- Set problem
Lines containing the string "document" are to be collected in full.

- Information provided

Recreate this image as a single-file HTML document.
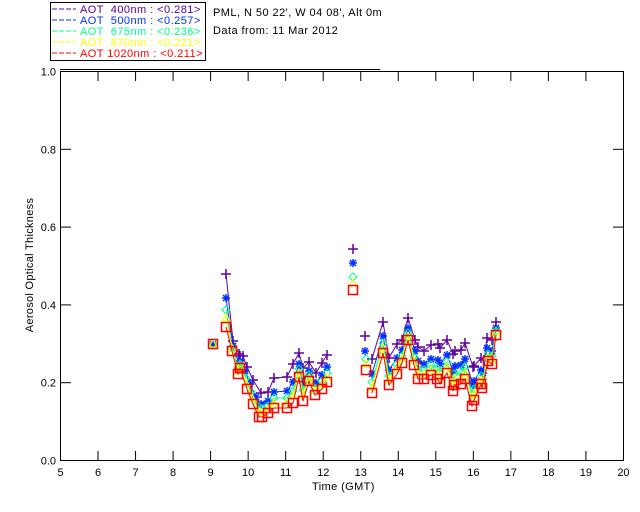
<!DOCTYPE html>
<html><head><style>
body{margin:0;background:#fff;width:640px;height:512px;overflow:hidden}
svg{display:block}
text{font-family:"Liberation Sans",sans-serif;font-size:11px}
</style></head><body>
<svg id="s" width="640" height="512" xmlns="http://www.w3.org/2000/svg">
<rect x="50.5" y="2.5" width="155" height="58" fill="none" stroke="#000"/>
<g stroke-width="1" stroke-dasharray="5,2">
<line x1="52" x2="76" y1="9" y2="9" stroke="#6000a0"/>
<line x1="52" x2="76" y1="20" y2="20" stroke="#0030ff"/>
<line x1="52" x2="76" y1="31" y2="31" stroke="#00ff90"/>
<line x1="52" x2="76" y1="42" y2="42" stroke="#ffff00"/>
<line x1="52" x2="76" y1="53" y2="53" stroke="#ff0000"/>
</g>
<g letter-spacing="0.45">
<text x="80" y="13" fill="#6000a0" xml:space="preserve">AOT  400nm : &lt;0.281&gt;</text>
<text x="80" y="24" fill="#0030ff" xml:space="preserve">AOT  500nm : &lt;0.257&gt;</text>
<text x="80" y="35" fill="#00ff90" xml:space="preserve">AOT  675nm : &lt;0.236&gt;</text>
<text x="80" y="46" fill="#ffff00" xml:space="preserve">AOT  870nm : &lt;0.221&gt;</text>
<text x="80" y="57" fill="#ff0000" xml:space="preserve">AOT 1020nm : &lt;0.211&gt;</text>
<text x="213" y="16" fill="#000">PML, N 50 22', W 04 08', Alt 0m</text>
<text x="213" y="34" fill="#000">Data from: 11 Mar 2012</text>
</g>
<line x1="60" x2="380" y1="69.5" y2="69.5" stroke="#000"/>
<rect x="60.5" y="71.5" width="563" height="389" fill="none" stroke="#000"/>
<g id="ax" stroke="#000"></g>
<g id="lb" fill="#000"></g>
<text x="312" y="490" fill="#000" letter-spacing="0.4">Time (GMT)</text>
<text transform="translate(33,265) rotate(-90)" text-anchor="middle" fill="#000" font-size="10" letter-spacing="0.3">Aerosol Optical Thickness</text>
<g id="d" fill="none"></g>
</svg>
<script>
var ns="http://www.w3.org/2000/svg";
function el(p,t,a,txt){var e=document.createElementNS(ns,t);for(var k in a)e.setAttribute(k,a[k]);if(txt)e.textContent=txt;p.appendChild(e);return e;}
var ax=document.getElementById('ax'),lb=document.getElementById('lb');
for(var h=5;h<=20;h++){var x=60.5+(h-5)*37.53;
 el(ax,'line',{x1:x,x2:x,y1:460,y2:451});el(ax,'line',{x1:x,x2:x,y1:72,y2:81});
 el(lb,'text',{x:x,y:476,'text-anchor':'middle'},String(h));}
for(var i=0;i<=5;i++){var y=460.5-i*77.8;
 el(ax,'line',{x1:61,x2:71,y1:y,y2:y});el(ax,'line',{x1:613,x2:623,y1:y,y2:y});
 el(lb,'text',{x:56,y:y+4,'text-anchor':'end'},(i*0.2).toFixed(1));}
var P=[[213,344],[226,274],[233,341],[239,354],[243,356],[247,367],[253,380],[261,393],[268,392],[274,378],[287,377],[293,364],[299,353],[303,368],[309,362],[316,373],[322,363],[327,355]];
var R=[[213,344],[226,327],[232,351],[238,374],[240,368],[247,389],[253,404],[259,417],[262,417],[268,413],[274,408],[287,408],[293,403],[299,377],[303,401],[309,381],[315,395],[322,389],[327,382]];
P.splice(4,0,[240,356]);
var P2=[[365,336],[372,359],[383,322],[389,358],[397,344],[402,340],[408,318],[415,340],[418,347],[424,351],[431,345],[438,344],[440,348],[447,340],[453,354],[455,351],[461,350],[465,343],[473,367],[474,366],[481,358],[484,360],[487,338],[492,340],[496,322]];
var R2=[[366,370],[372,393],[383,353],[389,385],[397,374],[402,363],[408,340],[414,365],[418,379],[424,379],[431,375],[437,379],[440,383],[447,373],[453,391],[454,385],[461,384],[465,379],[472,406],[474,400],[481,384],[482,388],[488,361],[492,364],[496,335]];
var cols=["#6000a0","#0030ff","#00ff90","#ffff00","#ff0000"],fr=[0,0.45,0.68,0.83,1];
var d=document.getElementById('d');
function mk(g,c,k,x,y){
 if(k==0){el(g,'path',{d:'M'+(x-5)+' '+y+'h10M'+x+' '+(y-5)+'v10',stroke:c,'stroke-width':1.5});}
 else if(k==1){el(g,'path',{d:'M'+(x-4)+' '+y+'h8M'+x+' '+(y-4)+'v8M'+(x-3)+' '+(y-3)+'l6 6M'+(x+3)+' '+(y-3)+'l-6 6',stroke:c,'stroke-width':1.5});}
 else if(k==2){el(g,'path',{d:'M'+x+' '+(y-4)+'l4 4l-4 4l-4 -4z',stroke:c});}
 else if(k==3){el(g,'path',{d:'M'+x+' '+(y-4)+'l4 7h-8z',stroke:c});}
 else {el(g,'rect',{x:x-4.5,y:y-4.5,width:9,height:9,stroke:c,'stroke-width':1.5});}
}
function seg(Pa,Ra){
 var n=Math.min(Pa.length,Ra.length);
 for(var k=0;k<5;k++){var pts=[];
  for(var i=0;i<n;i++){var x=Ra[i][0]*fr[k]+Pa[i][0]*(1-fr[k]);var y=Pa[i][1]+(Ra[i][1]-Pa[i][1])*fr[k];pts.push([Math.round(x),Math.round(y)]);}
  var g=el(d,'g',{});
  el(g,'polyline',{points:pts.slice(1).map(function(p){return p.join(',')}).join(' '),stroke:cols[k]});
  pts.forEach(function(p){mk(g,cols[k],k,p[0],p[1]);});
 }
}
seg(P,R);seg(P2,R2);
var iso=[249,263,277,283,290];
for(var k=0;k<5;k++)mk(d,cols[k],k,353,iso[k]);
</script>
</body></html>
---
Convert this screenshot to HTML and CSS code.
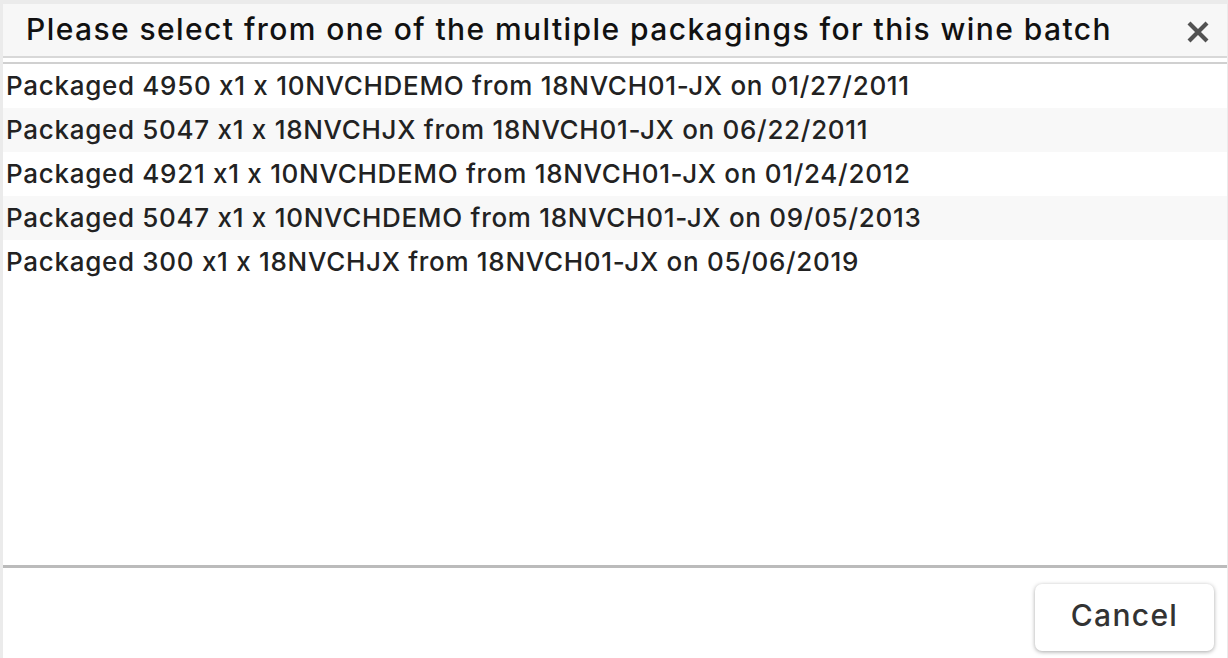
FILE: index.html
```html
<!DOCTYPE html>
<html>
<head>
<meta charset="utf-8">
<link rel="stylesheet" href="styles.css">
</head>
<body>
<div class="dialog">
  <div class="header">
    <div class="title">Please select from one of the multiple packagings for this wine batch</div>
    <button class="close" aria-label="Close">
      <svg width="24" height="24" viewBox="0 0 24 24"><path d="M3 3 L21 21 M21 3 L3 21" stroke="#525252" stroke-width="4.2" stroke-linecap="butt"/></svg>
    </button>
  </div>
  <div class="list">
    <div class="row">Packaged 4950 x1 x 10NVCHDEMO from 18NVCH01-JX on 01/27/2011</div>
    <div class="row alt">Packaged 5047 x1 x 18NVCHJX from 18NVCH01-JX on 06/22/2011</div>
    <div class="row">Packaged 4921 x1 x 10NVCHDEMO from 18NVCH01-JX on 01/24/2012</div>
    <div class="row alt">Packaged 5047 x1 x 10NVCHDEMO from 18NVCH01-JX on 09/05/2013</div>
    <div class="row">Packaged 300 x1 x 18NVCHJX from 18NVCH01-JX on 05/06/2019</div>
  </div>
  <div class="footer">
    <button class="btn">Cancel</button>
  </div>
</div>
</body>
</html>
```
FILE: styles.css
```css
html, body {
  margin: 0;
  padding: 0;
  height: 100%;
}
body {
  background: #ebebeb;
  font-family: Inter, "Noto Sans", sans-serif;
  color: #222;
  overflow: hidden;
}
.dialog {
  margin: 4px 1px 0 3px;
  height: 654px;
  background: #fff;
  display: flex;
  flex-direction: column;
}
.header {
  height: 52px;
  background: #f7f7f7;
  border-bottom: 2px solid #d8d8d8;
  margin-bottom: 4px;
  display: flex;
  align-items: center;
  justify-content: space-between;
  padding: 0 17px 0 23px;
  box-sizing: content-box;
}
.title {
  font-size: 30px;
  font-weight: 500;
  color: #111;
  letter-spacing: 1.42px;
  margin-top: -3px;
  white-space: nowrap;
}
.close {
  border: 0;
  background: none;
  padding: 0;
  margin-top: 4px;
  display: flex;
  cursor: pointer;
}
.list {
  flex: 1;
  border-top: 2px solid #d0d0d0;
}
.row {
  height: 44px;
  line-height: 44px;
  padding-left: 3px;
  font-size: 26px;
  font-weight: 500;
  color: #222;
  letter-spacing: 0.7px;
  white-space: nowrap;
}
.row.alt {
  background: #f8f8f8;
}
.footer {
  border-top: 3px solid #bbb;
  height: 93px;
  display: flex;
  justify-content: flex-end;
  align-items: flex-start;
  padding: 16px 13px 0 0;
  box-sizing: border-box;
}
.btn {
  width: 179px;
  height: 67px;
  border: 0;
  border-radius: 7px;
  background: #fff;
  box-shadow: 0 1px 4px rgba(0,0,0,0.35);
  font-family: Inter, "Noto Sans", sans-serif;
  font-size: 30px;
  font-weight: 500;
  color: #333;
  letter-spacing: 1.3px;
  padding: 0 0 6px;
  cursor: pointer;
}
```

- Finished exercise
Recreate this image as a single-file HTML document.
function el(p,t,a,txt){var e=document.createElementNS(ns,t);for(var k in a)e.setAttribute(k,a[k]);if(txt)e.textContent=txt;p.appendChild(e);return e;}
var ax=document.getElementById('ax'),lb=document.getElementById('lb');
var d=document.getElementById('d');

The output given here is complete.